§ **AIM OF THE EXERCISE**
Below are records. Copy every line with "that" in it.

§ **GIVEN ENTRIES**
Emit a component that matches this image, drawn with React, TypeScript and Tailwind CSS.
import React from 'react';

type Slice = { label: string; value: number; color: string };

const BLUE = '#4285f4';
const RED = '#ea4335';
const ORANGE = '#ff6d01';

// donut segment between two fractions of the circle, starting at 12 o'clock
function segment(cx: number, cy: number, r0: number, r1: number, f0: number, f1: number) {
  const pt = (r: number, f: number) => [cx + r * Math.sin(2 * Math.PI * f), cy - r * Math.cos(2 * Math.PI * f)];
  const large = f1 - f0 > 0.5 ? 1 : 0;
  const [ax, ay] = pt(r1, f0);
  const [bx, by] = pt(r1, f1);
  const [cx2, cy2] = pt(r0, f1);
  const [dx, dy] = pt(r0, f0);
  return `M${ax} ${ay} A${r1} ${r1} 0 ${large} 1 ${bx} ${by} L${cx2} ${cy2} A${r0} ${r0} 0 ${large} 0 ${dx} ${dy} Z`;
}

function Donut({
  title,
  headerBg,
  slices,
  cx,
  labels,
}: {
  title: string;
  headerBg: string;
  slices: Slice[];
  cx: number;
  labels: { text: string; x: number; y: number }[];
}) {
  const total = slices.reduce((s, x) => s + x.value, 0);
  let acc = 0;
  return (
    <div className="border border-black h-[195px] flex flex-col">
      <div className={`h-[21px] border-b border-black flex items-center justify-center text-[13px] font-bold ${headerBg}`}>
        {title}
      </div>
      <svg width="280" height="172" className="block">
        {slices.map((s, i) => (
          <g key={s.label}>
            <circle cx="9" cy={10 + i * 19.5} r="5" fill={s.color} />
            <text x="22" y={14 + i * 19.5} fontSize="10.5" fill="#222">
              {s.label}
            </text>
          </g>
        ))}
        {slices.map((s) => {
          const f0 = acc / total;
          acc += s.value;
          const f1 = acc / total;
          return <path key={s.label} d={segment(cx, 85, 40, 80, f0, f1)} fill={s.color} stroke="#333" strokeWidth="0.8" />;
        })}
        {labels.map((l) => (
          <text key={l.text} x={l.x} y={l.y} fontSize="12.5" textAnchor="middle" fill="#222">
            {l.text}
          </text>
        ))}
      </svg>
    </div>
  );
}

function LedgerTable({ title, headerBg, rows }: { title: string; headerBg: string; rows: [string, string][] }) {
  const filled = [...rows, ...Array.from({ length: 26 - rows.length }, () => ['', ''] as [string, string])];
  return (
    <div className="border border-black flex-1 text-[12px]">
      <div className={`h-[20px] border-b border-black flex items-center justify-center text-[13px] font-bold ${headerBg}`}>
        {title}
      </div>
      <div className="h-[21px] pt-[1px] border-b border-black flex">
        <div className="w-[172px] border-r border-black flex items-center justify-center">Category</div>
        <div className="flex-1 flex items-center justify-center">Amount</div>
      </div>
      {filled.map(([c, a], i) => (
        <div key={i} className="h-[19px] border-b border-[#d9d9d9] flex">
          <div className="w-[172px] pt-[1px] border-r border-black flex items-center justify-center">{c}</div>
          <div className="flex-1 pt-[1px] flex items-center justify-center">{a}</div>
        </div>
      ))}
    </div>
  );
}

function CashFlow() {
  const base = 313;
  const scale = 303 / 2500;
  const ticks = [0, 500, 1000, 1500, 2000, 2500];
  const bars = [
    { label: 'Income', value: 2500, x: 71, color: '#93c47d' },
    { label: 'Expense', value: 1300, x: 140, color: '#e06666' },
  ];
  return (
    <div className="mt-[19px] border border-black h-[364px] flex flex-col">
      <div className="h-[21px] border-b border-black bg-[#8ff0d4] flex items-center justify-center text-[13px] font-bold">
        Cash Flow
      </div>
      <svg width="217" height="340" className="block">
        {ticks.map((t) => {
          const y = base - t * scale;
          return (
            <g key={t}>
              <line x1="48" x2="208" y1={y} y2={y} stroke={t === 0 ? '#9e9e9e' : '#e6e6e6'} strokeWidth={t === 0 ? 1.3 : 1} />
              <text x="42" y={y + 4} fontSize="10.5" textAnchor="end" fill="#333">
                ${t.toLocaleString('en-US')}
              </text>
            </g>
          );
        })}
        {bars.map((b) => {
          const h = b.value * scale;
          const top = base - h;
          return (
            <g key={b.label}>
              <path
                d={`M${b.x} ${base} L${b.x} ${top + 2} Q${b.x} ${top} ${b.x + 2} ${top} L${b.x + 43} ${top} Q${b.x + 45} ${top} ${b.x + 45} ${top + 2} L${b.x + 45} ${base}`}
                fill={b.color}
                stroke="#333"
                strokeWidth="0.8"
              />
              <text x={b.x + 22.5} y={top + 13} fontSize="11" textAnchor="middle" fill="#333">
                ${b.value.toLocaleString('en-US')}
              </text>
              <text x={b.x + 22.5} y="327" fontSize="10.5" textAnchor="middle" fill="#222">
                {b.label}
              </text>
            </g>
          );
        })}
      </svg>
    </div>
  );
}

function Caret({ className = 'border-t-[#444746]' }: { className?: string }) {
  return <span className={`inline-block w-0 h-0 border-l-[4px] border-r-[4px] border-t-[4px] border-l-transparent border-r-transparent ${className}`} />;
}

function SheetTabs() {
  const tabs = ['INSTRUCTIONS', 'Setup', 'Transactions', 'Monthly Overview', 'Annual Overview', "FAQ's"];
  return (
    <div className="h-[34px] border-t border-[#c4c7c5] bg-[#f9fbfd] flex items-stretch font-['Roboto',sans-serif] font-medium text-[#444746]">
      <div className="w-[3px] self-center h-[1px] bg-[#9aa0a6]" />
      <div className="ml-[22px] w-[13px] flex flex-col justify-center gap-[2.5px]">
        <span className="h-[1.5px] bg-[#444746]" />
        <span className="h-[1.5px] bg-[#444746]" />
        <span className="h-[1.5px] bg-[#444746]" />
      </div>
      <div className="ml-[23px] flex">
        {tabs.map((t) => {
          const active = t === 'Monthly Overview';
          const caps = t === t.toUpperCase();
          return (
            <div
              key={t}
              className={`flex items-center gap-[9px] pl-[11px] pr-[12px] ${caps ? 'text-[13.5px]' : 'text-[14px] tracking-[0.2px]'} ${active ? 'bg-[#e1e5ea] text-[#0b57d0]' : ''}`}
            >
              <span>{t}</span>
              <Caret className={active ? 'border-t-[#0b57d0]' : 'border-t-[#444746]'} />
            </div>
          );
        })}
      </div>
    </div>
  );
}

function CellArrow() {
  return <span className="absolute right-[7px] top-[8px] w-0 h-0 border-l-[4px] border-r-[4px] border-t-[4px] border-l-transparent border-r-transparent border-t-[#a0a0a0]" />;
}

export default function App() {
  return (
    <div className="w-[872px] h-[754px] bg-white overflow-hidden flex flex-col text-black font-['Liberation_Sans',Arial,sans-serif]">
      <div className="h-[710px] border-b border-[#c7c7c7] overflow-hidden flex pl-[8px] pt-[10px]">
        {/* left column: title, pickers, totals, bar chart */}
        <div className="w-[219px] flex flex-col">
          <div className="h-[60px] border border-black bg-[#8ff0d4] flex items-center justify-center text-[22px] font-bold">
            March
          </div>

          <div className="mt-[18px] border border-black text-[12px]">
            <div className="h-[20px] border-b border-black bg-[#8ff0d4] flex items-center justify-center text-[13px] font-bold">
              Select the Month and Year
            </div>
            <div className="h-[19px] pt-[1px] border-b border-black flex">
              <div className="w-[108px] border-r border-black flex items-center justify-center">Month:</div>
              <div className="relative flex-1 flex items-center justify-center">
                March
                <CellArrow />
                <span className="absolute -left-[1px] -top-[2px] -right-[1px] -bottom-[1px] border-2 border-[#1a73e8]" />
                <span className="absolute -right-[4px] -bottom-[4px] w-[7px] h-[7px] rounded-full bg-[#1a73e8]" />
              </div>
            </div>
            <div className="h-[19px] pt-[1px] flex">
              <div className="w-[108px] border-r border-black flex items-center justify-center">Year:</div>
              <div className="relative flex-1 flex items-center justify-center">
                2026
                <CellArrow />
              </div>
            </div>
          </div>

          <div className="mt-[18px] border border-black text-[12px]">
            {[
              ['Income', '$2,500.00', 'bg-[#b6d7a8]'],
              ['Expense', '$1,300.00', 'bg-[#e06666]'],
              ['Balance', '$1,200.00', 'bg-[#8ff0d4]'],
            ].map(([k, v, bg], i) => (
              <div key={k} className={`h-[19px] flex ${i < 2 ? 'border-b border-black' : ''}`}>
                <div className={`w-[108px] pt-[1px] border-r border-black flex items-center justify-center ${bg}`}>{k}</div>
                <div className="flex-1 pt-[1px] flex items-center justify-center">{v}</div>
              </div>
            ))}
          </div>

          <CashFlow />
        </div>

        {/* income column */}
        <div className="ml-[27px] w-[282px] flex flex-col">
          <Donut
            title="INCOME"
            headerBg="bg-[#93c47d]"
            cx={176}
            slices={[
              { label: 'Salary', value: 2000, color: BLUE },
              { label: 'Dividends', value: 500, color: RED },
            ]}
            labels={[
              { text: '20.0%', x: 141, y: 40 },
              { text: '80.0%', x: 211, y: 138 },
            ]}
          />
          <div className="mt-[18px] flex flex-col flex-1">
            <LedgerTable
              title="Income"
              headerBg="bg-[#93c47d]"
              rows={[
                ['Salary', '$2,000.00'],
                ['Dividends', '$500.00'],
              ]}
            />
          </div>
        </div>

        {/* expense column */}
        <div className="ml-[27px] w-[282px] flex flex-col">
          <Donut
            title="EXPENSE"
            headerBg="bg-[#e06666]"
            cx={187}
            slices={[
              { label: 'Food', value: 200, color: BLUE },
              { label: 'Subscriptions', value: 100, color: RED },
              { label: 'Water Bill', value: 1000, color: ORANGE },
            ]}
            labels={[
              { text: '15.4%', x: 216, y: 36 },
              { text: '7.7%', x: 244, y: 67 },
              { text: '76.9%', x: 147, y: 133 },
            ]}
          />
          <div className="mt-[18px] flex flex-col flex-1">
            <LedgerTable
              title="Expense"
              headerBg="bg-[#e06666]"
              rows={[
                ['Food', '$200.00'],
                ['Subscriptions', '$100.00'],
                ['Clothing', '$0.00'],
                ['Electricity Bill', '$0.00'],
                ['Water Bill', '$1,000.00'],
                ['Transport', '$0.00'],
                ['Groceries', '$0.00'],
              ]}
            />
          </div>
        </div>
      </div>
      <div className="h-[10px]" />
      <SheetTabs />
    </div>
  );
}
==
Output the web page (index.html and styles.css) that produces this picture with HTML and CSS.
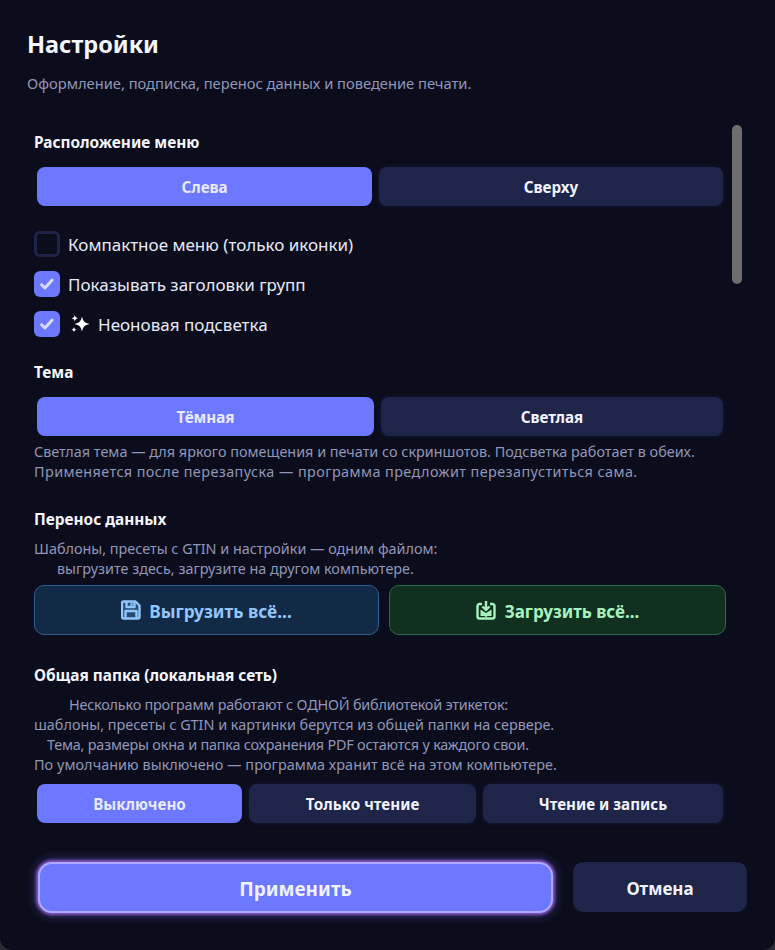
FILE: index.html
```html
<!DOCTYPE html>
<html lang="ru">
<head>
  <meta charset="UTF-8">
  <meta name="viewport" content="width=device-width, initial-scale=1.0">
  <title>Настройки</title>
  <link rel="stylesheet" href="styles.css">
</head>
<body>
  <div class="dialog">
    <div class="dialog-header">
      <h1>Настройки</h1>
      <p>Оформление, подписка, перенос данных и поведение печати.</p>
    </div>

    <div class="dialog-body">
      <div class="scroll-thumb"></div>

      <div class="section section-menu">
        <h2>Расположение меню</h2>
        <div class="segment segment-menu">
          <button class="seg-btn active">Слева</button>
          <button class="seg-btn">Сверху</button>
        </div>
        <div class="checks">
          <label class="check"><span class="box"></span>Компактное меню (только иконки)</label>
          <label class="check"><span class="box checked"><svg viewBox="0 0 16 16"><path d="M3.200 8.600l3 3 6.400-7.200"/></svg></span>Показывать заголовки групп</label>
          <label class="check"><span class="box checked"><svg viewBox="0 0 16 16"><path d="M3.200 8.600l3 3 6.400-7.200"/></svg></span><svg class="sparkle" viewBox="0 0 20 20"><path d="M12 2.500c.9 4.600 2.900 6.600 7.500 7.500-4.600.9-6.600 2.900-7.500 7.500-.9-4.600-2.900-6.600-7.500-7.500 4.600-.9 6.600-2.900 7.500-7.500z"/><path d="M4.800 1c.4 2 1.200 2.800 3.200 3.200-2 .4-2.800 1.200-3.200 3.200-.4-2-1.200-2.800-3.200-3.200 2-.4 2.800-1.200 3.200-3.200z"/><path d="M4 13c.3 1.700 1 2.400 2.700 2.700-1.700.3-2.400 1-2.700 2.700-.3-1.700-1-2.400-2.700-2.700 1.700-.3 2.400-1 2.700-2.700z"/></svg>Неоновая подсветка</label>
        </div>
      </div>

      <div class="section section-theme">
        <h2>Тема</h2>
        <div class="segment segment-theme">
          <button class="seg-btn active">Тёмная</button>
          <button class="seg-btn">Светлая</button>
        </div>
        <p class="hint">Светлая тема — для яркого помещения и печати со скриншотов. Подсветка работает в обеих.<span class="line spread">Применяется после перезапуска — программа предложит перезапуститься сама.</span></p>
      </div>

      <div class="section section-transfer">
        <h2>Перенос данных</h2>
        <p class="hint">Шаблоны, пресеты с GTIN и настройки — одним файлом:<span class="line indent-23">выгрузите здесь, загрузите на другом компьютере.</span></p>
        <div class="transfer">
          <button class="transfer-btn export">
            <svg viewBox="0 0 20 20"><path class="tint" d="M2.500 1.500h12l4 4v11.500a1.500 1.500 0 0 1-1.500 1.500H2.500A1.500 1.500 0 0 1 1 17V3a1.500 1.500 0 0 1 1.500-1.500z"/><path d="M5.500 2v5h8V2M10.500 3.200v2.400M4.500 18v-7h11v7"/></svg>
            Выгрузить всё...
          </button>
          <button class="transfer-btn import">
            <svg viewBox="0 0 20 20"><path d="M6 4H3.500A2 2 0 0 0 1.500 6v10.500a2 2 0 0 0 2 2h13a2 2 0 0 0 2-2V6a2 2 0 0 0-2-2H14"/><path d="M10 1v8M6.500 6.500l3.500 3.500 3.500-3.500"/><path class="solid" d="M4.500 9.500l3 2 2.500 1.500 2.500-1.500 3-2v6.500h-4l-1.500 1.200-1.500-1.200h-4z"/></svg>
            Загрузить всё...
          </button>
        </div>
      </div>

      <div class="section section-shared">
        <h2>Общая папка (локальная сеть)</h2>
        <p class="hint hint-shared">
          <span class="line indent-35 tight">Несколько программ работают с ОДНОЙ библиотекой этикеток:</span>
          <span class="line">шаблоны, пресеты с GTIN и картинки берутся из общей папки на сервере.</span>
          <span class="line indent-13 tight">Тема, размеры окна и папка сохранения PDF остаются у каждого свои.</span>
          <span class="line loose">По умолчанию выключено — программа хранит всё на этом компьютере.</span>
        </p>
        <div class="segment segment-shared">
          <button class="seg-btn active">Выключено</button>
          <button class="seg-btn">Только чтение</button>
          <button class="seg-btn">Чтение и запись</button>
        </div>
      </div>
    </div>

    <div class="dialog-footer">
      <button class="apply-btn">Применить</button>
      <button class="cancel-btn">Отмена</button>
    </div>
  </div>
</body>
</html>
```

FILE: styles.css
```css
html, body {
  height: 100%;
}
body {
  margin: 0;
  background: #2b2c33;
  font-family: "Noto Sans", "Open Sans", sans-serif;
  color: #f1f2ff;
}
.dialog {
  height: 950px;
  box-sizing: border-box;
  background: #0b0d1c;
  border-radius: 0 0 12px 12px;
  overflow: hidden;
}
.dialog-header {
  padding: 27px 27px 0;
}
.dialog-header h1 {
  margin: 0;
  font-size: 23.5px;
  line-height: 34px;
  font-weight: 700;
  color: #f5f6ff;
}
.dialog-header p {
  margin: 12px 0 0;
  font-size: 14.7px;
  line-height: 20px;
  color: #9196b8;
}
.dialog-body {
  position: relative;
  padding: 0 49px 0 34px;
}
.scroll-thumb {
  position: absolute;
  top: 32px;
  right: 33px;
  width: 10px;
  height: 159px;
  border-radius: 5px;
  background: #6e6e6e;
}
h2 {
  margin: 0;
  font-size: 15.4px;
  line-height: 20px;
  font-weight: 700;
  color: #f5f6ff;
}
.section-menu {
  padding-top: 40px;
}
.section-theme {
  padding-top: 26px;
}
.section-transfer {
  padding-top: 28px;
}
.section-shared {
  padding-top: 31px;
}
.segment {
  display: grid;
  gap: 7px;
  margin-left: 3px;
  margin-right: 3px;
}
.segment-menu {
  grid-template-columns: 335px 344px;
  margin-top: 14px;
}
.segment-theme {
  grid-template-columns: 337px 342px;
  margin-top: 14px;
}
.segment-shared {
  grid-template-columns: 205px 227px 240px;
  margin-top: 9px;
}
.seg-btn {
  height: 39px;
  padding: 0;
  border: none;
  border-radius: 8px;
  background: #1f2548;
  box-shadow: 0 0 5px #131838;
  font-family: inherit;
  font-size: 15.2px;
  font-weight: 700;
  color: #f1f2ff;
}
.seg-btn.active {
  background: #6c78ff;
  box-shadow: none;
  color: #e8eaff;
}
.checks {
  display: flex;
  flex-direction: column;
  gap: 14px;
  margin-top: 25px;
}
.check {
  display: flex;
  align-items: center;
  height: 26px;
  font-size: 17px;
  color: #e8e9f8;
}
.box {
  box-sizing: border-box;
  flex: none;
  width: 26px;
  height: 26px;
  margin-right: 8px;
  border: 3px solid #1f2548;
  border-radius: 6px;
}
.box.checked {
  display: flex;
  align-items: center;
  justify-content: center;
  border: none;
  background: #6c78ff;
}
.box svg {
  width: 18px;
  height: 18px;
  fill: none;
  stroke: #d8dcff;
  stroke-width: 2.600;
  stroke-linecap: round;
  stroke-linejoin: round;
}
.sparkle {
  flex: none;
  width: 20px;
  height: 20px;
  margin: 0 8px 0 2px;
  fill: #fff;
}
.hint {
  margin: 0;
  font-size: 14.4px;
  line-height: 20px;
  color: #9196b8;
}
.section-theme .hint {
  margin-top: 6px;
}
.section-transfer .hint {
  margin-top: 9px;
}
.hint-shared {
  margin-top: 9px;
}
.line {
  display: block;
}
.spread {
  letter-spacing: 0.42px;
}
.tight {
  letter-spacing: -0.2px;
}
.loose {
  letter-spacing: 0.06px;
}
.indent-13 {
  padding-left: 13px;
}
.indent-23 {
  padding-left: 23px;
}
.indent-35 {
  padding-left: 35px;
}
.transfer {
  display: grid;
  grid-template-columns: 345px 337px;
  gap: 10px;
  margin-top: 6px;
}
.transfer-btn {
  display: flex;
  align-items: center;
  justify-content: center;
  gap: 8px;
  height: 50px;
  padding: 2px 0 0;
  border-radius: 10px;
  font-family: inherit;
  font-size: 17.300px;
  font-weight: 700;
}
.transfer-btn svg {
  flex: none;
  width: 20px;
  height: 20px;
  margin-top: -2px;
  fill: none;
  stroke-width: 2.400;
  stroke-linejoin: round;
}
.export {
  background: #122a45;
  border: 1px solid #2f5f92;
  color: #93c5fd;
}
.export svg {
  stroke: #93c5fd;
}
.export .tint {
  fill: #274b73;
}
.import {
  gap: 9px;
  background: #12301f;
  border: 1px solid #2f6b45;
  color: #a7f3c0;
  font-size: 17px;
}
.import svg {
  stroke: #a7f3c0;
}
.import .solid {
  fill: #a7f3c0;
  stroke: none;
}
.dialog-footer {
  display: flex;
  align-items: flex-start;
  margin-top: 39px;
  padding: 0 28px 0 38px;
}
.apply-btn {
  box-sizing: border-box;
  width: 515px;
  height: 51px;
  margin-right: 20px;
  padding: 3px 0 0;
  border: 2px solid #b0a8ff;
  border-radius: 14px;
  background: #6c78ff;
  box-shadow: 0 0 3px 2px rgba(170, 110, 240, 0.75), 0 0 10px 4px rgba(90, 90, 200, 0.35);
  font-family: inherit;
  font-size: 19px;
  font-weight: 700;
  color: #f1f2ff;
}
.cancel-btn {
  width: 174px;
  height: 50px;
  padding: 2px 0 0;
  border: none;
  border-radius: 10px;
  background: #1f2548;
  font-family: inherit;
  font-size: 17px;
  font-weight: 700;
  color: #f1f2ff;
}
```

§ **THE OUTPUT**
Emit a component that matches this image, drawn with React, TypeScript and Tailwind CSS.
Output the web page (index.html and styles.css) that produces this picture with HTML and CSS.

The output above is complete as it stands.